Unfortunately there is no closed solution so we must use an optimisation algorithm to find the solution. Thankfully though it is convex so the solution guaranteed to find the global minimum. It also looks very similar to the MSE’s partial derivative.

$$ \frac{\partial}{\partial \mathbf{w}_j} J(\mathbf{w}) = \frac{2}{m} \sum_{i=1}^{m} \left( \sigma \left(\mathbf{w}^T \cdot \mathbf{x}^{(i)} - \mathbf{y}^{(i)} \right)\right) \mathbf{x}^{(i)}_j $$

This is the result of logistic regression (a.k.a. fitting a binomial distribution).

Iris logistic

Support vector machines

SVMs have an annoyingly vague name, but their performance is impressive.

They have one goal:

  • Maximise the boundary between classes

It tries to separate the classes by the largest possible margin:

SVM margin


First, it classifies using a hard margin. I.e. anything above the threshold has no penalty and anything below it has increasing penalty.

The loss function that achieves this is a loss of 0 at correct classifications and an increasing loss at at incorrect classifications. This is very similar to a magnitude loss (L1) except there is a classification discontinuity at 0.

The issue with this is that because it’s discontinuous, it isn’t differentiable. Which means we can’t use any of the gradient descent methods.
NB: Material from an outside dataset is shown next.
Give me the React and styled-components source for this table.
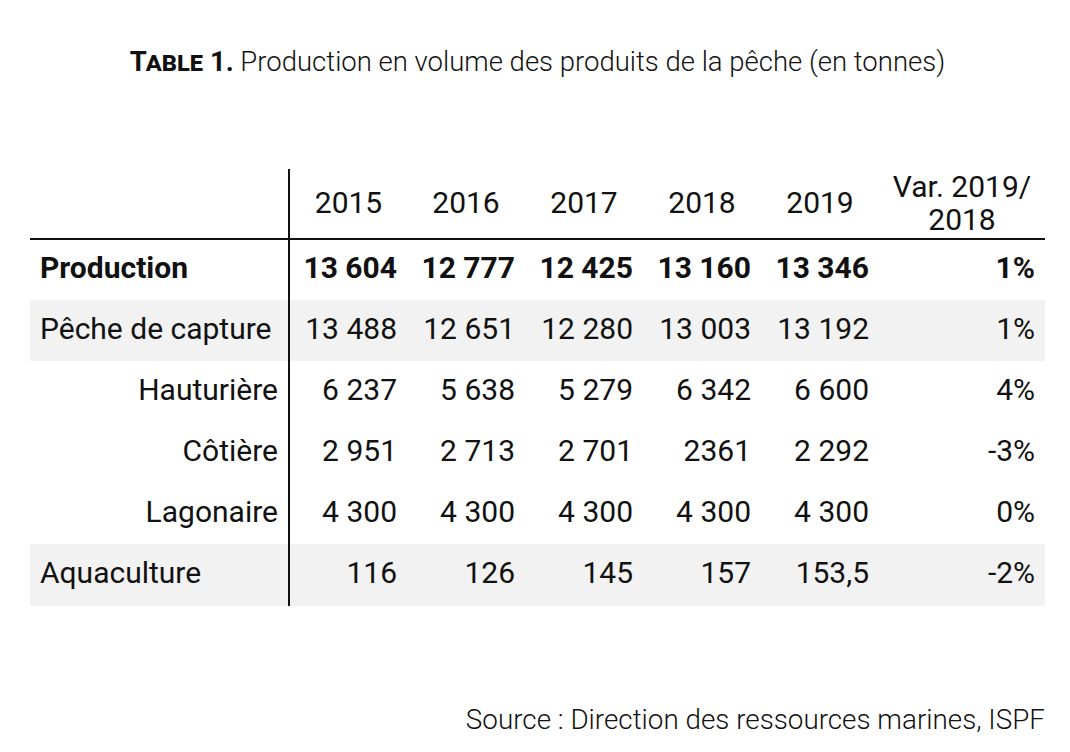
import styled, { createGlobalStyle } from 'styled-components'

const rows = [
  { label: 'Production', values: ['13 604', '12 777', '12 425', '13 160', '13 346'], variation: '1%', bold: true },
  { label: 'Pêche de capture', values: ['13 488', '12 651', '12 280', '13 003', '13 192'], variation: '1%', shaded: true },
  { label: 'Hauturière', values: ['6 237', '5 638', '5 279', '6 342', '6 600'], variation: '4%', indent: true },
  { label: 'Côtière', values: ['2 951', '2 713', '2 701', '2361', '2 292'], variation: '-3%', indent: true },
  { label: 'Lagonaire', values: ['4 300', '4 300', '4 300', '4 300', '4 300'], variation: '0%', indent: true },
  { label: 'Aquaculture', values: ['116', '126', '145', '157', '153,5'], variation: '-2%', shaded: true },
]

const years = ['2015', '2016', '2017', '2018', '2019']

const App = () => {
  return (
    <>
      <GlobalStyle />
      <Page>
        <Caption>
          <Label>Table 1.</Label> Production en volume des produits de la pêche (en tonnes)
        </Caption>
        <Table>
          <colgroup>
            <col style={{ width: 259 }} />
            {years.map((y) => (
              <col key={y} style={{ width: 118 }} />
            ))}
            <col style={{ width: 166 }} />
          </colgroup>
          <thead>
            <tr>
              <HeadCell $first />
              {years.map((y) => (
                <HeadCell key={y}>{y}</HeadCell>
              ))}
              <HeadCell>
                Var. 2019/
                <br />
                2018
              </HeadCell>
            </tr>
          </thead>
          <tbody>
            {rows.map((row) => (
              <Row key={row.label} $shaded={row.shaded} $bold={row.bold}>
                <LabelCell $indent={row.indent}>{row.label}</LabelCell>
                {row.values.map((v, i) => (
                  <Cell key={i}>{v}</Cell>
                ))}
                <Cell>{row.variation}</Cell>
              </Row>
            ))}
          </tbody>
        </Table>
        <Source>Source : Direction des ressources marines, ISPF</Source>
      </Page>
    </>
  )
}

export default App

const GlobalStyle = createGlobalStyle`
  html, body {
    margin: 0;
    padding: 0;
    background: #ffffff;
  }
  body {
    font-family: Roboto, "Noto Sans", sans-serif;
    color: #111111;
  }
`

const Page = styled.div`
  width: 1070px;
  height: 752px;
  padding: 46px 25px 0 30px;
  box-sizing: border-box;
  display: flex;
  flex-direction: column;
`

const Caption = styled.div`
  font-size: 27.5px;
  line-height: 32px;
  font-weight: 300;
  text-align: center;
`

const Label = styled.span`
  font-weight: 700;
  font-variant: small-caps;
`

const Table = styled.table`
  margin-top: 91px;
  width: 1015px;
  table-layout: fixed;
  border-collapse: collapse;
  font-size: 30px;
`

const HeadCell = styled.th`
  height: 70px;
  padding: 0 10px 2px;
  box-sizing: border-box;
  font-weight: 400;
  line-height: 33px;
  text-align: center;
  vertical-align: middle;
  border-bottom: 2px solid #111111;
  border-right: ${(p) => (p.$first ? '2px solid #111111' : 'none')};
`

const Row = styled.tr`
  height: 61.1px;
  background: ${(p) => (p.$shaded ? '#f2f2f2' : 'transparent')};
  font-weight: ${(p) => (p.$bold ? 700 : 400)};
`

const LabelCell = styled.td`
  padding: 0 10px 5px;
  text-align: ${(p) => (p.$indent ? 'right' : 'left')};
  vertical-align: middle;
  border-right: 2px solid #111111;
  white-space: nowrap;
`

const Cell = styled.td`
  padding: 0 10px 5px;
  text-align: right;
  vertical-align: middle;
  white-space: nowrap;
`

const Source = styled.div`
  margin-top: auto;
  margin-bottom: 16px;
  width: 1015px;
  text-align: right;
  font-size: 27.8px;
  line-height: 32px;
  font-weight: 300;
`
Instead, it resorts to a pretty complex form of linear algebra called Quadratic Programming.

It allows some points into the margin by using a Hinge loss (i.e. it continues to penalise elements within the margin)

SVM margin

Iris SVM

We can see that it has positioned the threshold to produce correct classifications, but has allowed observations to enter the margin.
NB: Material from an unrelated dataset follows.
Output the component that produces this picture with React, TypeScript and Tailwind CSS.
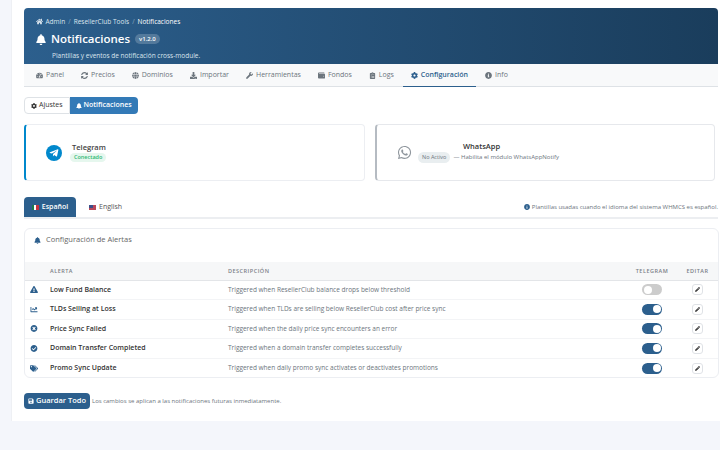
import React from "react";
import { FaHome, FaBell, FaTachometerAlt, FaSyncAlt, FaGlobe, FaDownload, FaWrench, FaWallet, FaClipboardList, FaCog, FaInfoCircle, FaTelegramPlane, FaWhatsapp, FaExclamationTriangle, FaChartLine, FaTimesCircle, FaCheckCircle, FaTags, FaPencilAlt, FaSave } from "react-icons/fa";

const tabs = [
  { label: "Panel", icon: FaTachometerAlt },
  { label: "Precios", icon: FaSyncAlt },
  { label: "Dominios", icon: FaGlobe },
  { label: "Importar", icon: FaDownload },
  { label: "Herramientas", icon: FaWrench },
  { label: "Fondos", icon: FaWallet },
  { label: "Logs", icon: FaClipboardList },
  { label: "Configuración", icon: FaCog, active: true },
  { label: "Info", icon: FaInfoCircle },
];

const rows = [
  { icon: FaExclamationTriangle, name: "Low Fund Balance", desc: "Triggered when ResellerClub balance drops below threshold", on: false },
  { icon: FaChartLine, name: "TLDs Selling at Loss", desc: "Triggered when TLDs are selling below ResellerClub cost after price sync", on: true },
  { icon: FaTimesCircle, name: "Price Sync Failed", desc: "Triggered when the daily price sync encounters an error", on: true },
  { icon: FaCheckCircle, name: "Domain Transfer Completed", desc: "Triggered when a domain transfer completes successfully", on: true },
  { icon: FaTags, name: "Promo Sync Update", desc: "Triggered when daily promo sync activates or deactivates promotions", on: true },
];

function Toggle({ on }: { on: boolean }) {
  return (
    <div className={`w-5 h-[11px] rounded-full flex items-center px-[1.5px] ${on ? "bg-[#2c5f8d] justify-end" : "bg-[#ccc] justify-start"}`}>
      <div className="w-2 h-2 rounded-full bg-white" />
    </div>
  );
}

export default function App() {
  return (
    <div className="w-[720px] h-[450px] overflow-hidden bg-[#f4f6fb] text-[#333] font-['Open_Sans',sans-serif]">
      <div className="ml-[11px] h-[421px] bg-white pl-3 pr-[2px] pt-2 border-l border-[#eef0f4]">
        <div className="h-14 rounded-t-[4px] rounded-b-none bg-gradient-to-r from-[#2c5f8d] to-[#1a3d5c] pl-3 pt-[9px] text-white">
          <div className="flex items-center text-[6.5px] leading-[9px] h-[9px] text-[#dbe5ee]">
            <FaHome className="w-[7px] h-[7px] mr-[1.5px]" />
            <span className="ml-[1px]">Admin</span>
            <span className="mx-[3px] opacity-50">/</span>
            <span>ResellerClub Tools</span>
            <span className="mx-[3px] opacity-50">/</span>
            <span className="text-white">Notificaciones</span>
          </div>
          <div className="flex items-center mt-[4px] h-[18px]">
            <FaBell className="w-[10px] h-[11px]" />
            <span className="ml-[5px] text-[11.5px] font-semibold leading-none">Notificaciones</span>
            <span className="ml-[5px] rounded-full bg-white/20 px-[4px] h-[10px] flex items-center text-[6px] font-semibold">v1.2.0</span>
          </div>
          <div className="mt-[3px] ml-4 text-[6.5px] leading-[9px] text-[#dbe5ee]">Plantillas y eventos de notificación cross-module.</div>
        </div>

        <div className="h-[22px] bg-[#f8f9fa] border-b border-[#dee2e6] flex pl-3 box-content">
          {tabs.map((t) => (
            <div
              key={t.label}
              className={`flex items-center gap-[3px] h-[23px] text-[7px] ${t.active ? "px-2 -ml-2 mr-[9px] font-semibold text-[#2c5f8d] border-b-[1.5px] border-[#2c5f8d]" : "mr-[17px] text-[#6c757d]"}`}
            >
              <t.icon className="w-[7px] h-[7px] shrink-0" />
              <span>{t.label}</span>
            </div>
          ))}
        </div>

        <div className="flex mt-[10px]">
          <div className="h-[17px] px-[6px] flex items-center gap-[2px] text-[7px] border border-[#dee2e6] rounded-l-[4px] bg-white text-[#333]">
            <FaCog className="w-[6px] h-[6px]" /> Ajustes
          </div>
          <div className="h-[17px] px-[6px] flex items-center gap-[2px] text-[7px] font-semibold rounded-r-[4px] bg-[#337ab7] text-white">
            <FaBell className="w-[6px] h-[6px]" /> Notificaciones
          </div>
        </div>

        <div className="flex gap-[10px] mt-[10px]">
          <div className="w-[341px] h-[57px] border border-[#eceef2] border-l-[2.5px] border-l-[#0088cc] rounded-[4px] flex items-center pl-5">
            <div className="w-4 h-4 rounded-full bg-[#0088cc] flex items-center justify-center text-white">
              <FaTelegramPlane className="w-[10px] h-[10px]" />
            </div>
            <div className="ml-2 -mt-[1px]">
              <div className="text-[7.5px] leading-[10px] font-semibold ml-[2px] text-[#444]">Telegram</div>
              <div className="mt-[1px] h-[9px] px-[4px] rounded-full bg-[#e6f7ee] text-[#2eb872] text-[5.5px] font-semibold flex items-center">Conectado</div>
            </div>
          </div>
          <div className="w-[340px] h-[57px] border border-[#e6e8ec] border-l-[2.5px] border-l-[#b5bbc2] rounded-[4px] flex items-center pl-5">
            <FaWhatsapp className="w-[15px] h-[15px] text-[#8f969d] shrink-0" />
            <div className="ml-[6px] -mt-[1px]">
              <div className="text-[7.5px] leading-[10px] font-semibold text-center pr-[14px] text-[#333]">WhatsApp</div>
              <div className="mt-[1px] flex items-center text-[6px] text-[#6c757d] whitespace-nowrap">
                <span className="h-[11px] px-[4px] rounded-full bg-[#e9eef0] text-[5.5px] flex items-center mr-[3px]">No Activo</span>
                — Habilita el módulo WhatsAppNotify
              </div>
            </div>
          </div>
        </div>

        <div className="flex items-end h-[20px] mt-[16px] border-b-[2px] border-[#eceef1] box-content">
          <div className="h-[20px] w-[52px] rounded-t-[4px] bg-[#2c5f8d] text-white text-[7px] font-semibold flex items-center justify-center gap-[3px]">
            <span className="w-[7px] h-[5px] flex">
              <span className="flex-1 bg-[#1c7a4b]" /><span className="flex-1 bg-white" /><span className="flex-1 bg-[#c8323c]" />
            </span>
            Español
          </div>
          <div className="h-[20px] ml-[13px] text-[7px] text-[#555] font-medium flex items-center gap-[3px]">
            <span className="w-[7px] h-[5px] bg-[#b8475a] relative">
              <span className="absolute left-0 top-0 w-[3.5px] h-[3px] bg-[#3c4f8a]" />
            </span>
            English
          </div>
          <div className="ml-auto h-[20px] flex items-center gap-[2px] text-[6px] text-[#6c757d] pr-0 whitespace-nowrap">
            <FaInfoCircle className="w-[6px] h-[6px] text-[#2c5f8d]" />
            Plantillas usadas cuando el idioma del sistema WHMCS es español.
          </div>
        </div>

        <div className="mt-[9px] w-[695px] h-[150px] border border-[#eceef2] rounded-[6px] overflow-hidden">
          <div className="h-[33px] flex items-center pl-[9px] text-[7.5px] text-[#666] pb-[11px]">
            <FaBell className="w-[7px] h-[7px] text-[#2c5f8d]" />
            <span className="ml-[5px]">Configuración de Alertas</span>
          </div>
          <table className="w-full border-collapse table-fixed">
            <thead>
              <tr className="h-[18px] bg-[#f6f7f8] border-b border-[#e3e5e8] text-[5.5px] text-[#7b8087] tracking-[0.5px] font-semibold">
                <th className="w-[25px]" />
                <th className="w-[178px] text-left font-semibold">ALERTA</th>
                <th className="text-left font-semibold">DESCRIPCIÓN</th>
                <th className="w-[50px] text-center font-semibold">TELEGRAM</th>
                <th className="w-[41px] text-center font-semibold">EDITAR</th>
              </tr>
            </thead>
            <tbody>
              {rows.map((r) => (
                <tr key={r.name} className="h-[19.5px] border-b border-[#f3f4f6] last:border-b-0">
                  <td className="pl-[5px]"><r.icon className="w-[8px] h-[7px] text-[#2c5f8d]" /></td>
                  <td className="text-[7px] font-semibold text-[#333]">{r.name}</td>
                  <td className="text-[6.5px] text-[#6c757d] whitespace-nowrap">{r.desc}</td>
                  <td><div className="flex justify-center"><Toggle on={r.on} /></div></td>
                  <td>
                    <div className="flex justify-center">
                      <div className="w-[11px] h-[11px] border border-[#dfe2e6] rounded-[3px] flex items-center justify-center text-[#333]">
                        <FaPencilAlt className="w-[5px] h-[5px]" />
                      </div>
                    </div>
                  </td>
                </tr>
              ))}
            </tbody>
          </table>
        </div>

        <div className="flex items-center mt-[15px]">
          <div className="h-4 w-[66px] rounded-[4px] bg-[#2c5f8d] text-white text-[7.5px] font-semibold flex items-center justify-center gap-[2px]">
            <FaSave className="w-[6px] h-[6px]" /> Guardar Todo
          </div>
          <span className="ml-[2px] text-[6px] text-[#6c757d]">Los cambios se aplican a las notificaciones futuras inmediatamente.</span>
        </div>
      </div>
    </div>
  );
}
Note, however, that because of the outlier in the bottom left, it is still skewing the decision boundary to be slightly higher than (in my opinion) it should. And this is why many people prefer logistic regression…

Iris SVM vs Logistic

And this is ultimately because of the cost function…

Remember: Loss Function


Remember that the only difference between these three algorithms is the function used to calculate the loss.